ISBN 978-1-84767-160-8

Dinaw Mengestu
CHILDREN OF THE REVOLUTION

Dinaw Mengestu

Dinaw Mengestu was born in Ethiopia in 1978 and is a graduate of Georgetwon and Columbia Universities. He works as a journalist and reviewer and is researching a book tracing his extended family’s exile from Ethiopia following the 1974 revolution. Children of the Revolution won the Guardian First Book Award in 2007.

Children of the revolution is a book about one man’s longing for the American dream, and of the tenacious grip of the past across continents and time. It is a tale of an Ethiopian immigrant’s search for acceptance, peace and identity. With effortless prose, Mengestu makes the reader feel this tortured soul’s longings, regrets, and in the end, his dreams of meaningful human connection.

ISBN 978-0-22407-931-0

Ross Raisin
GOD’S OWN COUNTRY

Ross Raisin

Ross Raisin was born in Yorkshire and now lives in London. He is twenty-seven years old. Before university he spent time working in the hotel trade, working in hotels in France and Ireland. When he graduated, he began working in a wine bar in London, eventually becoming co-manager. Ross has continued to work as a waiter while writing the novel, and still does so now as he begins his second, a novel about a Glaswegian ex-shipyard worker, whose life unravels after the death of his wife.

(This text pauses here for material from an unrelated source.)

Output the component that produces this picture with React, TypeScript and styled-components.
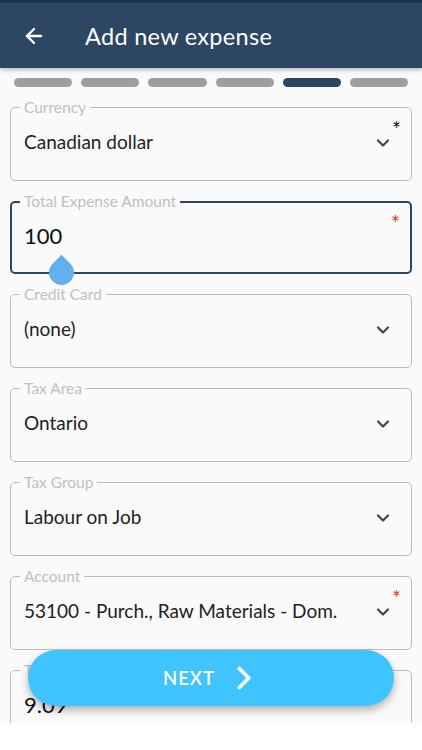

God’s Own Country is told through the eyes of the narrator, Sam Marsdyke - the teenage son of a farmer up on the Yorkshire Moors, who spends his days working the sheep, mending fences and trying to dodge the eye of his brutal, silent father, around him. One day a young daughter of a new family catches his eye. As he falls for the young, sophisticated girl from London, she begins to see him as a means to escape but this journey across the moors takes a terrifying menacing turn which, for Sam, will prove his terrible undoing.